Poj 2769 Reduced ID Number
Reduced ID Numbers
| Time Limit: 2000MS | Memory Limit: 65536K | |
| Total Submissions: 7882 | Accepted: 3181 |
Description
T. Chur teaches various groups of students at university U. Every U-student has a unique Student Identification Number (SIN). A SIN s is an integer in the range 0 ≤ s ≤ MaxSIN with MaxSIN = 10
6-1. T. Chur finds this range of SINs too large for identification within her groups. For each group, she wants to find the smallest positive integer m, such that within the group all SINs reduced modulo m are unique.
Input
On the first line of the input is a single positive integer N, telling the number of test cases (groups) to follow. Each case starts with one line containing the integer G (1 ≤ G ≤ 300): the number of students in the group. The following G lines each contain one SIN. The SINs within a group are distinct, though not necessarily sorted.
Output
For each test case, output one line containing the smallest modulus m, such that all SINs reduced modulo m are distinct.
Sample Input
2 1 124866 3 124866 111111 987651
Sample Output
1 8
此题完全可以用暴力的解法,我用了188ms。同样是暴力的解法,不注意优化就会TLE的。

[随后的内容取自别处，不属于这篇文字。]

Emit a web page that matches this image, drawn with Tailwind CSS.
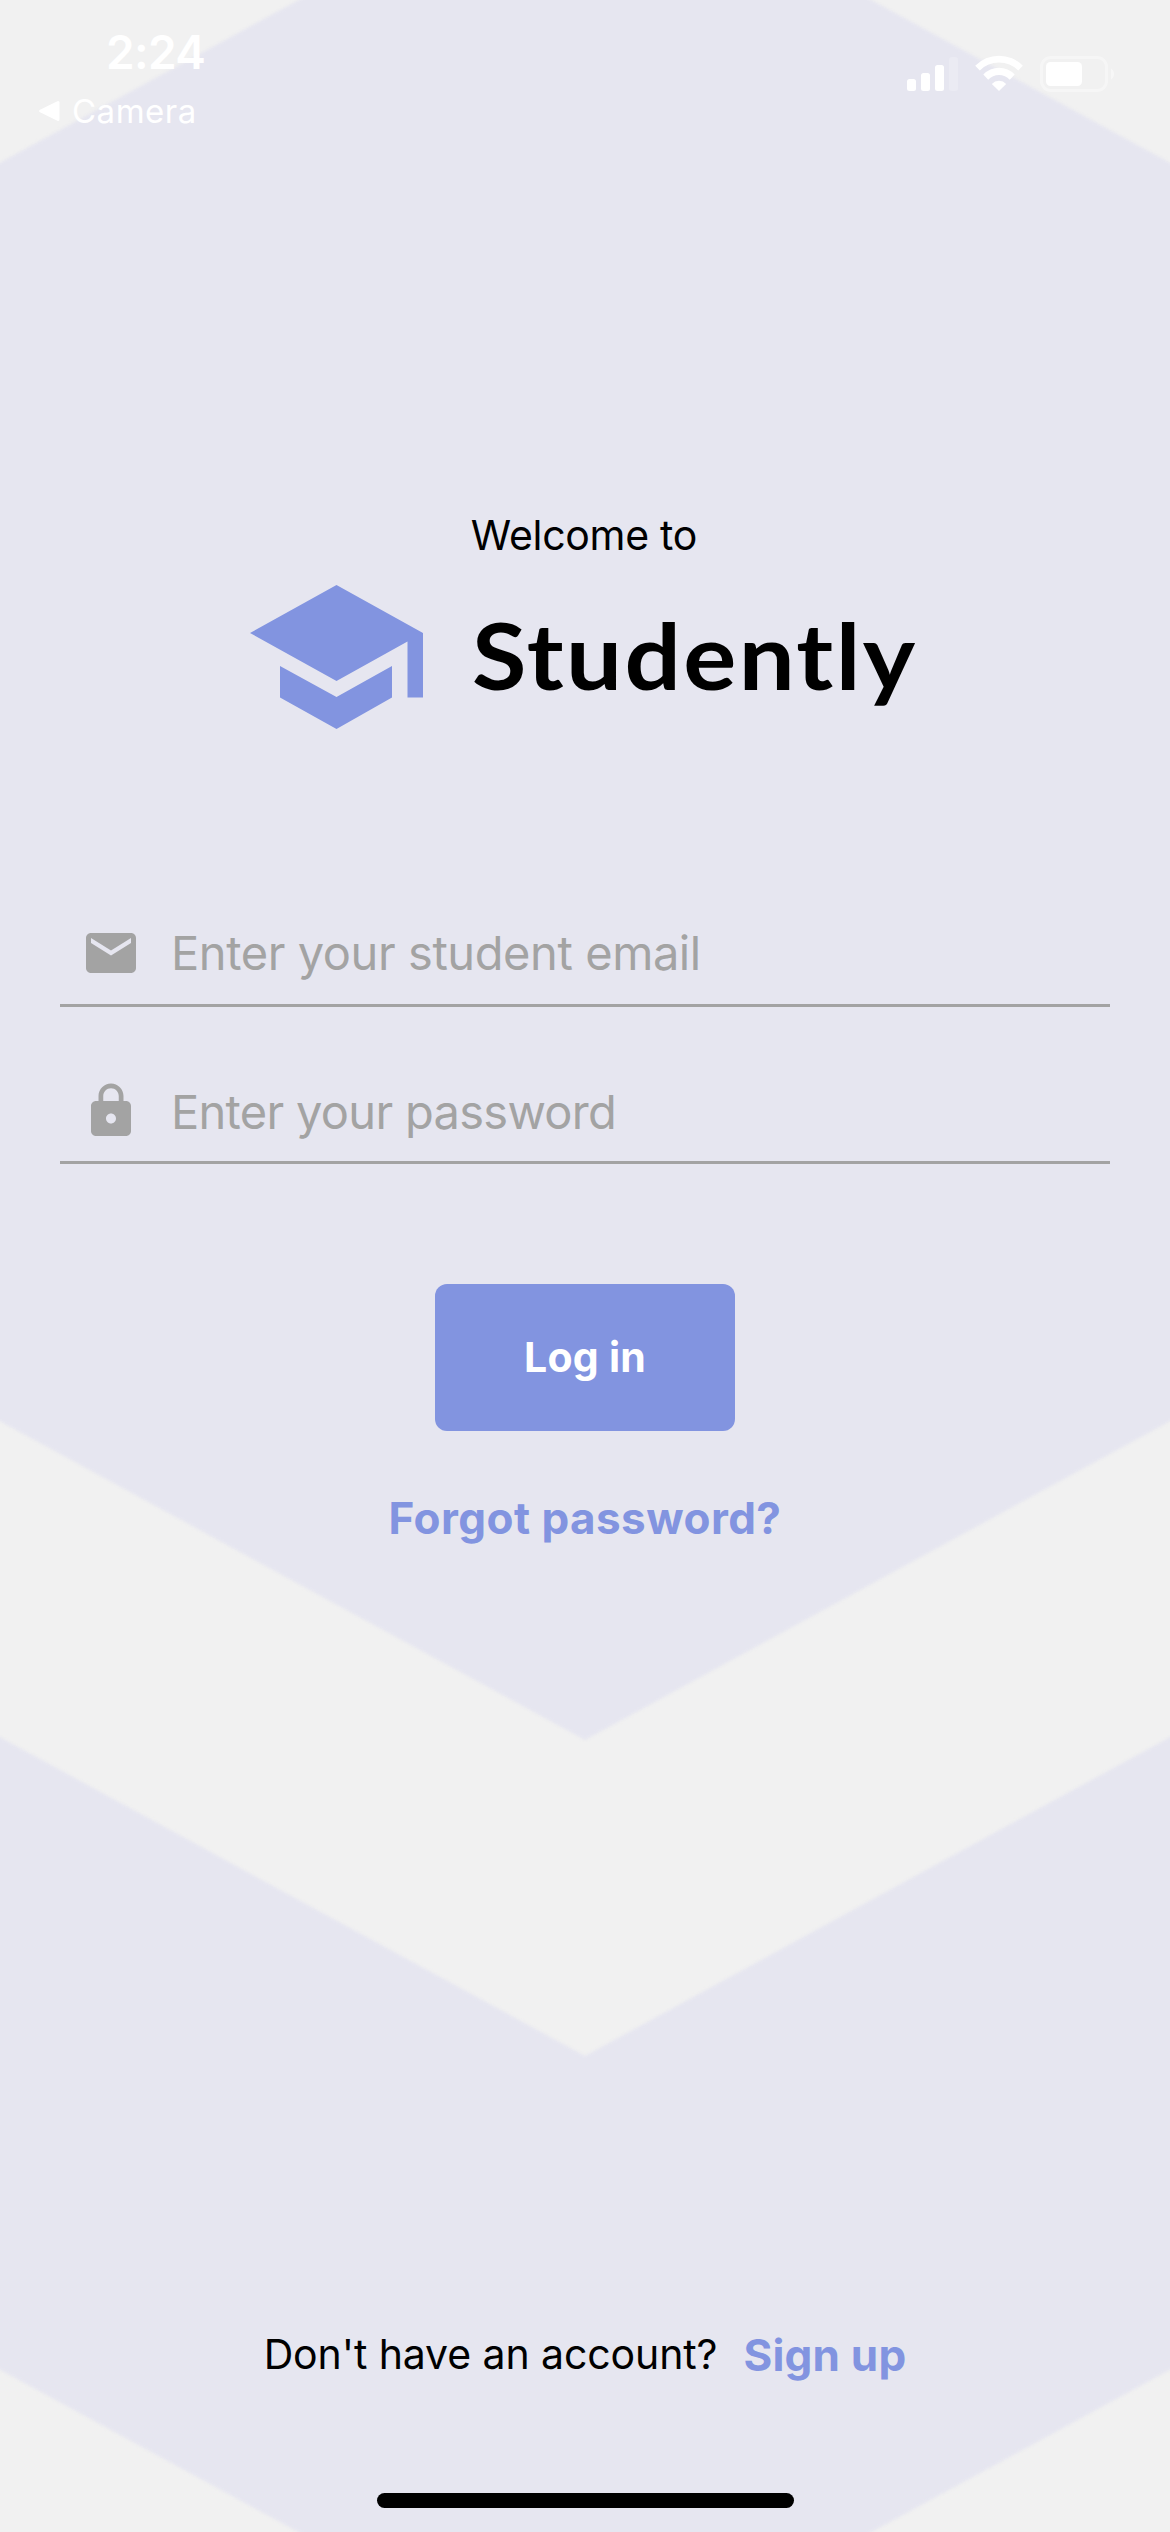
<!DOCTYPE html>
<html lang="en">
<head>
<meta charset="utf-8">
<title>Studently</title>
<script src="https://cdn.jsdelivr.net/npm/@tailwindcss/browser@4"></script>
</head>
<body class="bg-[#f1f1f1]">
<div class="relative flex flex-col w-[1170px] h-[2532px] overflow-hidden font-['Inter',sans-serif] text-black">

  <!-- Chevron backdrop -->
  <svg class="absolute inset-0" width="1170" height="2532" viewBox="0 0 1170 2532" fill="#e6e6f0" aria-hidden="true">
    <filter id="soft" x="-5%" y="-5%" width="110%" height="110%" color-interpolation-filters="sRGB"><feGaussianBlur stdDeviation="1.5"/></filter>
    <g filter="url(#soft)">
      <path d="M-60 195.5 585 -156 1230 195.5V1388.5L585 1740-60 1388.5Z"/>
      <path d="M-60 1704.5 585 2056 1230 1704.5V2337L585 2688-60 2337Z"/>
    </g>
  </svg>

  <header class="relative flex justify-between h-[132px] pl-[39px] pr-[55px] pt-6 text-white">
    <div>
      <div class="pl-[67px] text-[46px] leading-[56px] font-semibold tracking-[-0.7px]">2:24</div>
      <div class="mt-[11px] flex items-center">
        <svg class="mr-[12px]" width="21" height="22" viewBox="0 0 21 22" fill="#fff" stroke="#fff" stroke-width="3" stroke-linejoin="round"><path d="M1.7 11 19 2.5V19.5Z"/></svg>
        <span class="text-[33px] leading-10 tracking-[0.5px]">Camera</span>
      </div>
    </div>
    <div class="flex items-start pt-[31px]">
      <svg class="mt-px" width="51" height="36" viewBox="0 0 51 36" fill="#fff">
        <rect y="23" width="9" height="12" rx="2.5"/><rect x="14" y="17" width="9" height="18" rx="2.5"/><rect x="28" y="9" width="9" height="26" rx="2.5"/><rect x="42" y="1" width="9" height="34" rx="2.5" opacity=".2"/>
      </svg>
      <svg class="ml-[17px]" width="48" height="37" viewBox="0 0 48 37" fill="#fff">
        <path d="M.2 10.8A33 33 0 0 1 47.8 10.8L43.2 15.5A27 27 0 0 0 4.8 15.5Z"/>
        <path d="M8.3 19.6A21.5 21.5 0 0 1 39.7 19.6L34.8 24.8A14.8 14.8 0 0 0 13.2 24.8Z"/>
        <path d="M16.8 28.9A10 10 0 0 1 31.2 28.9L24 36Z"/>
      </svg>
      <svg class="ml-[17px] mt-px" width="75" height="36" viewBox="0 0 75 36" fill="#fff">
        <rect x="1.5" y="1.5" width="65" height="33" rx="9.5" fill="none" stroke="#fff" stroke-width="3" opacity=".4"/>
        <rect x="6" y="6" width="36" height="24" rx="4.5"/>
        <path d="M71 12.5A6.5 6.5 0 0 1 71 23.5Z" opacity=".45"/>
      </svg>
    </div>
  </header>

  <main class="relative flex flex-col items-center px-[60px] pt-[378px]">
    <p class="-ml-[2px] text-[41px] leading-[50px] tracking-[-0.28px]">Welcome to</p>

    <h1 class="mt-[25px] flex h-36 w-full items-start pl-[190px]">
      <svg class="shrink-0" width="173" height="144" viewBox="0 0 173 144" fill="#8294e0" aria-hidden="true">
        <path d="M86.5 0 173 48V112.5H157.5V56.5L86.5 96 0 48Z"/>
        <path d="M30 81 86.5 112 142 81V112.5L86.5 144 30 112.5Z"/>
      </svg>
      <span class="ml-[49px] mt-[15px] origin-left scale-x-[1.08] text-[92px] leading-[110px] font-bold tracking-[2.2px] font-['Lato',sans-serif]">Studently</span>
    </h1>

    <div class="mt-[194px] flex h-[84px] w-full items-start gap-[30px] border-b-3 border-[#a3a3a3] pl-[21px] text-[47px] leading-[60px] text-[#a3a3a3]">
      <svg class="shrink-0" width="60" height="60" viewBox="0 0 24 24" fill="currentColor"><path d="M20 4H4c-1.1 0-1.99.9-1.99 2L2 18c0 1.1.9 2 2 2h16c1.1 0 2-.9 2-2V6c0-1.1-.9-2-2-2zm0 4-8 5-8-5V6l8 5 8-5v2z"/></svg>
      <span class="tracking-[-0.42px]">Enter your student email</span>
    </div>

    <div class="mt-[73px] flex h-[84px] w-full items-start gap-[30px] border-b-3 border-[#a3a3a3] pl-[21px] text-[47px] leading-[60px] text-[#a3a3a3]">
      <svg class="mt-px shrink-0" width="60" height="60" viewBox="0 0 24 24" fill="currentColor"><path d="M18 8h-1V6c0-2.76-2.24-5-5-5S7 3.24 7 6v2H6c-1.1 0-2 .9-2 2v10c0 1.1.9 2 2 2h12c1.1 0 2-.9 2-2V10c0-1.1-.9-2-2-2zm-6 9c-1.1 0-2-.9-2-2s.9-2 2-2 2 .9 2 2-.9 2-2 2zm3.1-9H8.9V6c0-1.71 1.39-3.1 3.1-3.1s3.1 1.39 3.1 3.1v2z"/></svg>
      <span class="mt-[2px] tracking-[-0.7px]">Enter your password</span>
    </div>

    <button class="mt-[120px] h-[147px] w-[300px] rounded-xl bg-[#8294e0] text-[41px] font-bold tracking-[0.25px] text-white">Log in</button>
    <a class="mt-[60px] text-[44px] leading-[54px] font-bold tracking-[0.45px] text-[#8294e0]">Forgot password?</a>
  </main>

  <footer class="relative mt-auto flex flex-col items-center pb-6">
    <p class="flex h-[54px] items-start gap-[26px]">
      <span class="mt-px text-[41px] leading-[50px] tracking-[-0.1px]">Don't have an account?</span>
      <a class="text-[44px] leading-[54px] font-bold tracking-[0.2px] text-[#8294e0]">Sign up</a>
    </p>
    <div class="mt-[111px] h-[15px] w-[417px] rounded-full bg-black"></div>
  </footer>
</div>
</body>
</html>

①memset的问题:标记数组开了10的6次方大,循环内如果每次都将标记数组完全初始化,浪费的时间过多。可以要多少初始化多少
②循环变量i初始值可以为n,因为n个不同的数对小于n的某个数 取模运算 是一定会有重复值的。
#include <iostream>
#include <algorithm>
#include <cmath>
#include <cstdio>
#include <cstdlib>
#include <cstring>
#include <string>
#include <vector>
#include <set>
#include <queue>
#include <stack>
#include <climits>//形如INT_MAX一类的
#define MAX 1050
#define INF 0x7FFFFFFF
# define eps 1e-5
using namespace std;
bool visit[1000005];
int main()
{
int t,n,i,a[500],j,tmp;
scanf("%d",&t);
while(t--)
{
scanf("%d",&n);
for(i=0; i<n; i++)
{
scanf("%d",&a[i]);
}
memset(visit,0,sizeof(bool)*n);//要多少初始多少
bool ok;
for(i=n; ; i++)//从n开始
{
ok = 1;
for(j=0; j<n; j++)
{
tmp = a[j] % i;
if(visit[tmp] == 0)
visit[tmp] = 1;
else
{
ok = 0;
memset(visit,0,sizeof(bool)*i);//要多少初始多少
break;
}
}
if(ok == 1)
{
printf("%d\n",i);
break;
}
}
}
return 0;
}